#### Do this
Will you output all of the data below exactly, omitting the images?

#### Dataset content
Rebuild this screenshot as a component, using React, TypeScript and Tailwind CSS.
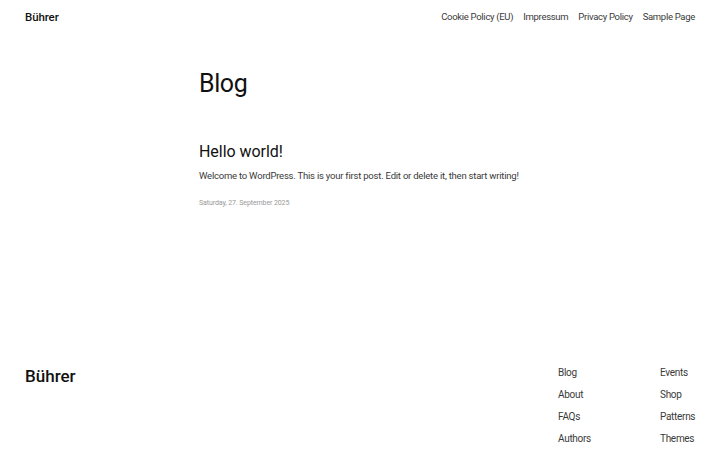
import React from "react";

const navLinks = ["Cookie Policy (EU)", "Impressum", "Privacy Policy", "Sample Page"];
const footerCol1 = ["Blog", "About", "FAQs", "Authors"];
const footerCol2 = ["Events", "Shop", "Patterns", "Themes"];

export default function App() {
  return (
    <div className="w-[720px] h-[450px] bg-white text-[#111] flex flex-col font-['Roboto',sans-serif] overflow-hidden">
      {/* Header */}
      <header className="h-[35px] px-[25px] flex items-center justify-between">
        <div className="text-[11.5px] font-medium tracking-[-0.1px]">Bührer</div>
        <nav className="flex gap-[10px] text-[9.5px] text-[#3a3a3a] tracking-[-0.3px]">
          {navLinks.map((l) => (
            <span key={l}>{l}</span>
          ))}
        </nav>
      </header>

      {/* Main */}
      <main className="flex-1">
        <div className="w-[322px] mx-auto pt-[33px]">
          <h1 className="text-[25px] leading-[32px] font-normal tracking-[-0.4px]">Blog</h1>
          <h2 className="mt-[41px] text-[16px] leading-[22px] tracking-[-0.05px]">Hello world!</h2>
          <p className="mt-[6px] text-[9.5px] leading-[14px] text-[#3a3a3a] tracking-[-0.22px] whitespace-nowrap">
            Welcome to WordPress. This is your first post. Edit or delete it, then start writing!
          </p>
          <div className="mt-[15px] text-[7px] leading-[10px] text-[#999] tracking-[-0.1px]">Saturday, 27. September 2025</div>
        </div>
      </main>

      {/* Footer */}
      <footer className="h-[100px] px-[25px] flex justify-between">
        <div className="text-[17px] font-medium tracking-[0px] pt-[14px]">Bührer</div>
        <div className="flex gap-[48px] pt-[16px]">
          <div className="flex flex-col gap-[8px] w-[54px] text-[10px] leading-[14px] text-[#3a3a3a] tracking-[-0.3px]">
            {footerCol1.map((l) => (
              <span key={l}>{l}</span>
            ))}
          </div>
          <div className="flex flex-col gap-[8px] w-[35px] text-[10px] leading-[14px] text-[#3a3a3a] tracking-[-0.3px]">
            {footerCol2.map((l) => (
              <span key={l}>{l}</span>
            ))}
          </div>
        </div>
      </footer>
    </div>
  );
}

#### Solution to this task
Rebuild this screenshot as a component, using React, TypeScript and Tailwind CSS.
import React from "react";

const navLinks = ["Cookie Policy (EU)", "Impressum", "Privacy Policy", "Sample Page"];
const footerCol1 = ["Blog", "About", "FAQs", "Authors"];
const footerCol2 = ["Events", "Shop", "Patterns", "Themes"];

export default function App() {
  return (
    <div className="w-[720px] h-[450px] bg-white text-[#111] flex flex-col font-['Roboto',sans-serif] overflow-hidden">
      {/* Header */}
      <header className="h-[35px] px-[25px] flex items-center justify-between">
        <div className="text-[11.5px] font-medium tracking-[-0.1px]">Bührer</div>
        <nav className="flex gap-[10px] text-[9.5px] text-[#3a3a3a] tracking-[-0.3px]">
          {navLinks.map((l) => (
            <span key={l}>{l}</span>
          ))}
        </nav>
      </header>

      {/* Main */}
      <main className="flex-1">
        <div className="w-[322px] mx-auto pt-[33px]">
          <h1 className="text-[25px] leading-[32px] font-normal tracking-[-0.4px]">Blog</h1>
          <h2 className="mt-[41px] text-[16px] leading-[22px] tracking-[-0.05px]">Hello world!</h2>
          <p className="mt-[6px] text-[9.5px] leading-[14px] text-[#3a3a3a] tracking-[-0.22px] whitespace-nowrap">
            Welcome to WordPress. This is your first post. Edit or delete it, then start writing!
          </p>
          <div className="mt-[15px] text-[7px] leading-[10px] text-[#999] tracking-[-0.1px]">Saturday, 27. September 2025</div>
        </div>
      </main>

      {/* Footer */}
      <footer className="h-[100px] px-[25px] flex justify-between">
        <div className="text-[17px] font-medium tracking-[0px] pt-[14px]">Bührer</div>
        <div className="flex gap-[48px] pt-[16px]">
          <div className="flex flex-col gap-[8px] w-[54px] text-[10px] leading-[14px] text-[#3a3a3a] tracking-[-0.3px]">
            {footerCol1.map((l) => (
              <span key={l}>{l}</span>
            ))}
          </div>
          <div className="flex flex-col gap-[8px] w-[35px] text-[10px] leading-[14px] text-[#3a3a3a] tracking-[-0.3px]">
            {footerCol2.map((l) => (
              <span key={l}>{l}</span>
            ))}
          </div>
        </div>
      </footer>
    </div>
  );
}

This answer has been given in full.